Luego vendrían los crímenes de Alcàsser o del rol, entre los más mediáticos que cubrió la pareja. “El crimen de Alcàsser fue un brutal, pero vulgar, crimen cometido por dos chorizos peligrosos y con sobrados antecedentes como fueron Antonio Anglés y Miguel Ricart”, escribe Avilés en sus memorias. En ellas también cuenta cómo se encuentra abierta la puerta de la casa de los Anglés y pilla desprevenida a la madre de estos mientras friega. La entrevista tiene lugar en un salón repleto de excrementos y meadas de perro. “El ambiente estaba realmente muy cargado”.
Sin embargo, los relatos y reflexiones que más valor tienen son aquellos centrados en casos menos famosos. También sus incursiones en poblados chabolistas y barrios marginales. Avilés y Montoro desfilaron por Las Seiscientas de Albacete, Las Tres Mil Viviendas en Sevilla, el Polígono de Almanjáyar en Granada, el Príncipe en Ceuta, los barrios chinos de Barcelona, Bilbao y Valencia o el Confital en Las Palmas de Gran Canaria. Con un estilo directo y realista, sin espectáculo. Algo que vivió posteriormente y que le hizo desertar de la profesión. “La televisión hizo que se me quitaran las ganas de seguir en el oficio”, apunta Avilés, que trabajó con Inés Ballester en Sucedió en Madrid, María Teresa Campos en Día a Día, y para Antena 3 en Sin noticias de, una versión moderna de Quién sabe dónde.

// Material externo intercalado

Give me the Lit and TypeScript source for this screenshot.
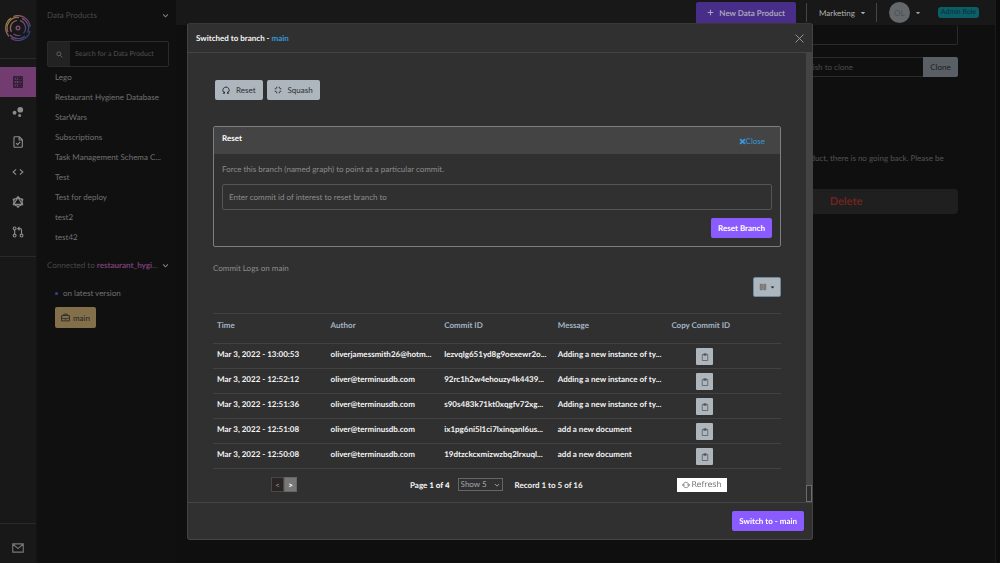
import { LitElement, html, css, svg } from "lit";
import { customElement, property } from "lit/decorators.js";

interface Commit {
  time: string;
  author: string;
  id: string;
  message: string;
}

const PRODUCTS = [
  "Lego",
  "Restaurant Hygiene Database",
  "StarWars",
  "Subscriptions",
  "Task Management Schema C...",
  "Test",
  "Test for deploy",
  "test2",
  "test42",
];

const COMMITS: Commit[] = [
  { time: "Mar 3, 2022 - 13:00:53", author: "oliverjamessmith26@hotm...", id: "lezvqlg651yd8g9oexewr2o...", message: "Adding a new instance of ty..." },
  { time: "Mar 3, 2022 - 12:52:12", author: "oliver@terminusdb.com", id: "92rc1h2w4ehouzy4k4439...", message: "Adding a new instance of ty..." },
  { time: "Mar 3, 2022 - 12:51:36", author: "oliver@terminusdb.com", id: "s90s483k71kt0xqgfv72xg...", message: "Adding a new instance of ty..." },
  { time: "Mar 3, 2022 - 12:51:08", author: "oliver@terminusdb.com", id: "ix1pg6ni5l1ci7lxinqanl6us...", message: "add a new document" },
  { time: "Mar 3, 2022 - 12:50:08", author: "oliver@terminusdb.com", id: "19dtzckcxmizwzbq2lrxuql...", message: "add a new document" },
];

const ICONS: Record<string, unknown> = {
  table: svg`<path d="M2.5 1.200h11v13.600h-11zM2.5 5.700h11M2.5 10.300h11M5 3.500h1.500M8 3.500h4M5 8h1.500M8 8h4M5 12.500h1.500M8 12.500h4"/>`,
  bubbles: svg`<g fill="currentColor" stroke="none"><circle cx="11" cy="5" r="3.8"/><circle cx="3.4" cy="9" r="2.6"/><circle cx="10.2" cy="12.8" r="2"/></g>`,
  doc: svg`<path d="M3.8 1h6l4 4v8.8a1.2 1.2 0 0 1-1.200 1.200H3.800a1.200 1.200 0 0 1-1.200-1.200V2.200A1.200 1.200 0 0 1 3.800 1zM9.500 1v4.300h4.200M5.500 9.500l2 2 3.400-3.600"/>`,
  code: svg`<path d="M5.500 4.500 1.500 8l4 3.500M10.500 4.500l4 3.500-4 3.500"/>`,
  graph: svg`<path d="M8 1.800l5.600 3.100v6.200L8 14.200l-5.600-3.100V4.900zM8 1.800l-5.600 9.300h11.200z"/><g fill="currentColor" stroke="none"><circle cx="8" cy="1.700" r="1.500"/><circle cx="13.600" cy="4.900" r="1.500"/><circle cx="13.600" cy="11.100" r="1.500"/><circle cx="8" cy="14.300" r="1.500"/><circle cx="2.400" cy="11.100" r="1.500"/><circle cx="2.400" cy="4.900" r="1.500"/></g>`,
  pull: svg`<circle cx="3.500" cy="3.300" r="1.900"/><circle cx="3.500" cy="12.700" r="1.900"/><circle cx="12.700" cy="12.700" r="1.900"/><path d="M3.500 5.200v5.600M12.700 10.800V5.300a1.800 1.800 0 0 0-1.800-1.800H8M10 1.200 7.700 3.500 10 5.800"/>`,
  mail: svg`<path d="M1 2.500h14v11H1zM1.500 3l6.500 5.800L14.500 3"/>`,
  search: svg`<circle cx="6.500" cy="6.500" r="4.500"/><path d="M10 10l4.500 4.500"/>`,
  chevron: svg`<path d="M2.500 5.500 8 11l5.500-5.500"/>`,
  caret: svg`<path d="M2 5h12l-6 6.500z" fill="currentColor" stroke="none"/>`,
  plus: svg`<path d="M8 1.500v13M1.500 8h13"/>`,
  close: svg`<path d="M1 1l14 14M15 1 1 15"/>`,
  cross: svg`<path d="M2.500 2.500l11 11M13.500 2.500l-11 11"/>`,
  briefcase: svg`<path d="M1 4.500h14v9.500H1zM5 4.500V2h6v2.500M1 8.500c4.500 2.500 9.500 2.500 14 0M8 9v2.500"/>`,
  undo: svg`<path d="M5 14.500H1.800M5 14.500V11.500M5 14A6.300 6.300 0 1 1 11 14M11 14.500h3.200M11 14.500v-3"/>`,
  squash: svg`<path d="M5.500 1.500v3M1.500 5.500h3M10.500 1.500v3M11.500 5.500h3M5.500 14.500v-3M1.500 10.500h3M10.500 14.500v-3M11.500 10.500h3"/>`,
  columns: svg`<path d="M2.500 2.500h4v11h-4zM9.500 2.500h4v11h-4z" fill="currentColor" fill-opacity="0.600"/>`,
  clipboard: svg`<path d="M5 3H2.500v12h11V3H11"/><path d="M5.500 1.500h5v3h-5z" fill="currentColor"/>`,
  refresh: svg`<path d="M2.600 6.500A5.600 5.600 0 0 1 13.300 6.500M13.400 9.500A5.600 5.600 0 0 1 2.700 9.500M11 7.300h4.600L13.400 10zM.5 8.700h4.600L2.600 6z"/>`,
};

@customElement("ui-icon")
export class UiIcon extends LitElement {
  @property() name = "";
  @property({ type: Number }) size = 10;
  @property({ type: Number }) weight = 1.5;

  static styles = css`
    :host { display: inline-flex; flex: none; }
    svg { display: block; fill: none; stroke: currentColor; }
  `;

  render() {
    return html`<svg viewBox="0 0 16 16" width=${this.size} height=${this.size} stroke-width=${this.weight} aria-hidden="true">${ICONS[this.name]}</svg>`;
  }
}

@customElement("app-root")
export class AppRoot extends LitElement {
  static styles = css`
    :host {
      display: block;
      min-height: 100vh;
      background: #0f0f0f;
      color: #707070;
      font: 8px/12px Lato, "Open Sans", sans-serif;
      text-rendering: geometricPrecision;
    }
    * { box-sizing: border-box; }
    button, input, select { font: inherit; color: inherit; margin: 0; padding: 0; border: 0; background: none; text-rendering: inherit; }
    button { display: inline-flex; align-items: center; justify-content: center; white-space: nowrap; cursor: pointer; }
    a { color: inherit; text-decoration: none; }
    h2, h3, p, ul { margin: 0; padding: 0; font-size: inherit; font-weight: inherit; list-style: none; }

    .shell { display: flex; height: 100vh; overflow: hidden; }

    .rail { flex: none; width: 37px; display: flex; flex-direction: column; background: #181818; border-right: 1px solid #141414; }
    .logo { height: 59px; padding: 15px 5px 0; border-bottom: 1px solid #2a2a2a; }
    .logo svg { display: block; }
    .rail ul { padding: 8px 0 9px; border-bottom: 1px solid #2a2a2a; }
    .rail li a { display: flex; height: 30px; align-items: center; justify-content: center; color: #8c8c8c; }
    .rail li a.active { background: #733c70; color: #1c1424; }
    .rail .mail { margin-top: auto; height: 40px; padding-bottom: 9px; display: flex; align-items: flex-end; justify-content: center; border-top: 1px solid #2a2a2a; color: #777; }

    .side { flex: none; width: 139px; padding: 9px 7px 0 10px; background: #101010; }
    .head { display: flex; justify-content: space-between; align-items: center; color: #484848; }
    .head ui-icon { color: #808080; }
    .search { display: flex; height: 26px; margin-top: 20px; border: 1px solid #2b2b2b; border-radius: 2px; }
    .search label { flex: none; width: 22px; display: flex; align-items: center; justify-content: center; background: #222; color: #686868; }
    .search input { flex: 1; min-width: 0; padding-left: 5px; font-size: 7px; }
    .search input::placeholder { color: #505050; opacity: 1; }
    .products li { height: 20px; padding: 4px 0 4px 8px; }
    .products a { display: block; white-space: nowrap; }
    .head b { color: #7a3f77; }
    .connected { margin-top: 12px; }
    .latest { margin-top: 16px; padding-left: 8px; display: flex; align-items: center; gap: 5px; }
    .dot { width: 3px; height: 3px; border-radius: 50%; background: #364486; }
    .branch { height: 21px; margin: 8px 0 0 8px; padding: 0 6px; gap: 3px; border-radius: 2px; background: #83704a; color: #262626; }

    .page { flex: 1; min-width: 0; display: flex; flex-direction: column; }
    .topbar { flex: none; height: 25px; display: flex; align-items: center; justify-content: flex-end; padding-right: 16px; background: #181818; }
    .new { height: 22px; padding: 0 11px; gap: 5px; border-radius: 2px; background: #482e88; color: #aaa3bd; font-weight: 700; }
    .rule { width: 1px; height: 19px; background: #454545; }
    .new + .rule { margin-left: 10px; }
    .team { margin: 0 10px 0 12px; gap: 5px; color: #b4b4b4; }
    .user { margin: 0 17px 0 12px; gap: 5px; color: #a0a0a0; }
    .avatar { width: 21px; height: 21px; border-radius: 50%; background: #65686b; color: #4c4f52; display: grid; place-items: center; }
    .role { height: 11px; padding: 0 3px; border-radius: 3px; background: #0b5f69; color: #0b2c32; font-size: 7px; line-height: 11px; }
    .content { padding: 0 37px 0 24px; display: flex; flex-direction: column; }
    .ghost { height: 20px; border: 1px solid #2b2b2b; border-top: 0; border-radius: 2px; }
    .clone { display: flex; height: 20px; margin-top: 12px; }
    .clone input { flex: 1; min-width: 0; padding-right: 70px; border: 1px solid #2b2b2b; border-right: 0; border-radius: 2px 0 0 2px; text-align: right; }
    .clone input::placeholder { color: #4c4c4c; opacity: 1; }
    .clone button { width: 35px; border-radius: 0 2px 2px 0; background: #5a5f65; color: #1c1c1c; }
    .danger { align-self: flex-end; width: 251px; margin-top: 75px; white-space: nowrap; color: #535353; }
    .delete { align-self: flex-end; width: 224px; height: 25px; margin-top: 13px; border-radius: 4px; background: #1f1f1f; color: #72241f; font-size: 11px; font-weight: 700; }
    .gutter { flex: none; width: 5px; background: #0b0b0b; border-left: 1px solid #1b1b1b; }

    .modal {
      position: fixed; top: 23px; left: 50%; width: 62.6%; transform: translateX(-50%);
      background: #303030; border: 1px solid #444; border-top-color: #383838; border-radius: 3px; color: #f4f4f4;
    }
    .mhead { display: flex; justify-content: space-between; align-items: center; height: 29px; padding: 0 8px; border-bottom: 1px solid #444; font-weight: 700; }
    .mhead span, .blue { color: #3498db; }
    .mhead button { color: #a8a8a8; }
    .mbody { display: flex; }
    .scroll { flex: none; width: 6px; display: flex; flex-direction: column; justify-content: flex-end; background: #444; }
    .thumb { height: 17px; background: #2c2c2c; border: 1px solid #6c6c6c; }
    .inner { flex: 1; min-width: 0; padding: 27px 25px 10px; }
    .tools { display: flex; gap: 4px; padding-left: 2px; }
    .grey { height: 20px; border-radius: 2px; background: #adb5bd; color: #303030; }
    .tools .grey { padding: 0 7px; gap: 6px; }
    .card { margin-top: 26px; border: 1px solid #7a7f83; border-radius: 2px; }
    .card header { display: flex; justify-content: space-between; height: 27px; padding: 5px 15px 0 8px; background: #444; font-weight: 700; color: #fff; }
    .card header button { height: 18px; font-weight: 400; color: #3498db; }
    .cbody { padding: 9px 8px 8px; display: flex; flex-direction: column; }
    .cbody label, .logs { color: #8c8c8c; }
    .cbody input { height: 26px; margin: 9px 0 8px; padding: 0 6px; border: 1px solid #555; border-radius: 2px; }
    .cbody input::placeholder { color: #8c8c8c; opacity: 1; }
    .violet { height: 20px; padding: 0 7px; border-radius: 2px; background: #8a5cff; color: #fff; font-weight: 700; align-self: flex-end; }
    .logs { margin-top: 15px; }
    .viewrow { display: flex; justify-content: flex-end; margin: 3px 0 16px; }
    .viewrow .grey { width: 28px; gap: 3px; border: 1px solid #6d8aa5; color: #666; }
    .viewrow .grey ui-icon + ui-icon { color: #222; }
    table { width: 100%; table-layout: fixed; border-spacing: 0; }
    th, td { padding: 0 4px; border-top: 1px solid #424242; text-align: left; white-space: nowrap; overflow: hidden; font-weight: 700; }
    th { height: 30px; padding-bottom: 8px; color: #a3b4c6; }
    td { height: 25px; padding-bottom: 4px; color: #f4f4f4; }
    tbody tr:last-child td { border-bottom: 1px solid #424242; height: 26px; }
    td.copy { padding: 0 0 0 29px; }
    td.copy button { width: 17px; height: 17px; padding-top: 2px; border-radius: 1px; background: #adb5bd; color: #555; vertical-align: middle; }
    .pager { display: flex; align-items: center; margin-top: 8px; padding-left: 58px; font-weight: 700; height: 15px; }
    .nav { display: flex; }
    .nav button { width: 13px; height: 15px; background: #777; border: 1px solid #666; color: #fff; font-weight: 700; }
    .nav button:disabled { background: #2b2424; border-color: #484848; color: #777; }
    .pager .count { margin-left: 113px; }
    .size { display: grid; align-items: center; margin-left: 8px; width: 45px; height: 13px; border: 1px solid #666; color: #a0a8b2; font-weight: 400; }
    .size select { grid-area: 1 / 1; width: 100%; height: 11px; padding-left: 2px; appearance: none; line-height: 11px; }
    .size ui-icon { grid-area: 1 / 1; justify-self: end; padding-right: 2px; pointer-events: none; }
    .record { margin-left: 12px; }
    .refresh { margin-left: auto; margin-right: 54px; width: 50px; height: 14px; gap: 1px; background: #fff; color: #777; font: 8px/12px "DejaVu Sans", sans-serif; }
    .mfoot { display: flex; justify-content: flex-end; padding: 8px; border-top: 1px solid #444; }
  `;

  private rail = ["table", "bubbles", "doc", "code", "graph", "pull"];

  render() {
    return html`
      <div class="shell">
        <nav class="rail" aria-label="Main">
          <div class="logo">
            <svg viewBox="0 0 26 26" width="26" height="26" fill="none" stroke-width="1.2" aria-hidden="true">
              <defs>
                <linearGradient id="ring" gradientUnits="userSpaceOnUse" x1="3" y1="5" x2="23" y2="21">
                  <stop offset="0" stop-color="#a08444" /><stop offset="0.5" stop-color="#7c4874" /><stop offset="1" stop-color="#2c4484" />
                </linearGradient>
              </defs>
              <g stroke="url(#ring)">
                <path d="M4 21.500A12.300 12.300 0 0 1 6 3M8.500 1.500A12.300 12.300 0 0 1 25.200 12M25 16A12.300 12.300 0 0 1 6 23.200" />
                <path d="M3 17A10.400 10.400 0 0 1 14 2.600M17 3.400A10.400 10.400 0 0 1 22.600 17.500M20 21A10.400 10.400 0 0 1 5 20" />
                <path d="M6.500 17A7.600 7.600 0 0 1 12 5.500M15 5.700A7.600 7.600 0 0 1 18.500 18.200M15.500 20.200A7.600 7.600 0 0 1 8.500 19" />
                <circle cx="13" cy="13" r="1.800" stroke-width="1.400" />
              </g>
            </svg>
          </div>
          <ul>
            ${this.rail.map((n, i) => html`<li><a href="#${n}" aria-label=${n} class=${i ? "" : "active"}><ui-icon name=${n} size="12"></ui-icon></a></li>`)}
          </ul>
          <a class="mail" href="#mail" aria-label="Mail"><ui-icon name="mail" size="12"></ui-icon></a>
        </nav>

        <aside class="side">
          <div class="head"><span>Data Products</span><ui-icon name="chevron" size="7" weight="2.5"></ui-icon></div>
          <div class="search">
            <label for="find"><ui-icon name="search" size="7" weight="2"></ui-icon></label>
            <input id="find" aria-label="Search" placeholder="Search for a Data Product" />
          </div>
          <ul class="products">${PRODUCTS.map((p) => html`<li><a href="#product">${p}</a></li>`)}</ul>
          <div class="head connected"><span>Connected to <b>restaurant_hygi</b>...</span><ui-icon name="chevron" size="7" weight="2.5"></ui-icon></div>
          <div class="latest"><i class="dot"></i>on latest version</div>
          <button class="branch"><ui-icon name="briefcase" size="9"></ui-icon>main</button>
        </aside>

        <div class="page">
          <div class="topbar">
            <button class="new"><ui-icon name="plus" size="7" weight="2.5"></ui-icon>New Data Product</button>
            <i class="rule"></i>
            <button class="team">Marketing<ui-icon name="caret" size="6"></ui-icon></button>
            <i class="rule"></i>
            <button class="user"><span class="avatar">OL</span><ui-icon name="caret" size="6"></ui-icon></button>
            <span class="role">Admin Role</span>
          </div>
          <div class="content">
            <div class="ghost"></div>
            <div class="clone">
              <input aria-label="Clone source" placeholder="Enter the url of the data product you wish to clone" />
              <button>Clone</button>
            </div>
            <p class="danger">Once you delete this data product, there is no going back. Please be<br />certain.</p>
            <button class="delete">Delete</button>
          </div>
        </div>
        <div class="gutter"></div>
      </div>

      <section class="modal" role="dialog" aria-modal="true">
        <div class="mhead">
          <h2>Switched to branch - <span>main</span></h2>
          <button aria-label="Close dialog"><ui-icon name="close" size="9"></ui-icon></button>
        </div>
        <div class="mbody">
          <div class="inner">
            <div class="tools">
              <button class="grey"><ui-icon name="undo" size="8" weight="2"></ui-icon>Reset</button>
              <button class="grey"><ui-icon name="squash" size="8" weight="2"></ui-icon>Squash</button>
            </div>
            <div class="card">
              <header><h3>Reset</h3><button><ui-icon name="cross" size="7" weight="4.5"></ui-icon>Close</button></header>
              <div class="cbody">
                <label for="commit">Force this branch (named graph) to point at a particular commit.</label>
                <input id="commit" placeholder="Enter commit id of interest to reset branch to" />
                <button class="violet">Reset Branch</button>
              </div>
            </div>
            <p class="logs">Commit Logs on main</p>
            <div class="viewrow">
              <button class="grey" aria-label="Columns"><ui-icon name="columns" size="8"></ui-icon><ui-icon name="caret" size="5"></ui-icon></button>
            </div>
            <table>
              <thead><tr><th>Time</th><th>Author</th><th>Commit ID</th><th>Message</th><th>Copy Commit ID</th></tr></thead>
              <tbody>
                ${COMMITS.map((c) => html`<tr>
                  <td>${c.time}</td><td>${c.author}</td><td>${c.id}</td><td>${c.message}</td>
                  <td class="copy"><button aria-label="Copy commit ID"><ui-icon name="clipboard" size="8"></ui-icon></button></td>
                </tr>`)}
              </tbody>
            </table>
            <div class="pager">
              <div class="nav"><button disabled>&lt;</button><button>&gt;</button></div>
              <span class="count">Page <b>1 of 4</b></span>
              <div class="size">
                <select aria-label="Rows per page"><option>Show 5</option></select>
                <ui-icon name="chevron" size="6" weight="2.5"></ui-icon>
              </div>
              <span class="record">Record 1 to 5 of 16</span>
              <button class="refresh"><ui-icon name="refresh" size="8"></ui-icon>Refresh</button>
            </div>
          </div>
          <div class="scroll"><div class="thumb"></div></div>
        </div>
        <div class="mfoot"><button class="violet">Switch to - main</button></div>
      </section>
    `;
  }
}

“Antes, se confiaba en nuestro criterio. Ahora eso es impensable. La confianza en los redactores comenzó a cambiar. El mundo también comenzaba a cambiar en aquel 1997”, explica con desilusión. Si se quiere continuar en la senda de lo que Avilés ha subtitulado como andanzas, tretas y algún ajuste de cuentas del periodismo de sucesos, acaba de salir publicado Departamento de homicidios (Libros del K. O.), de la periodista de ABC Cruz Morcillo, quien recoge confesiones y recuerdos de dos policías y dos guardias civiles que investigaron en primera línea algunos de los homicidios más mediáticos, trágicos y misteriosos de las últimas décadas. Su visión, de algún modo, continúa ese relato del que Avilés desertó —Morcillo entra a trabajar en ABC en 1997, el mismo año en que Avilés abandonó Interviú—. Porque, como recuerda Fontes: “Seguirá habiendo crímenes y periodistas que los cuenten: unos serán tuercebotas, como los había entonces, y otros, genios, como de los que hablamos”.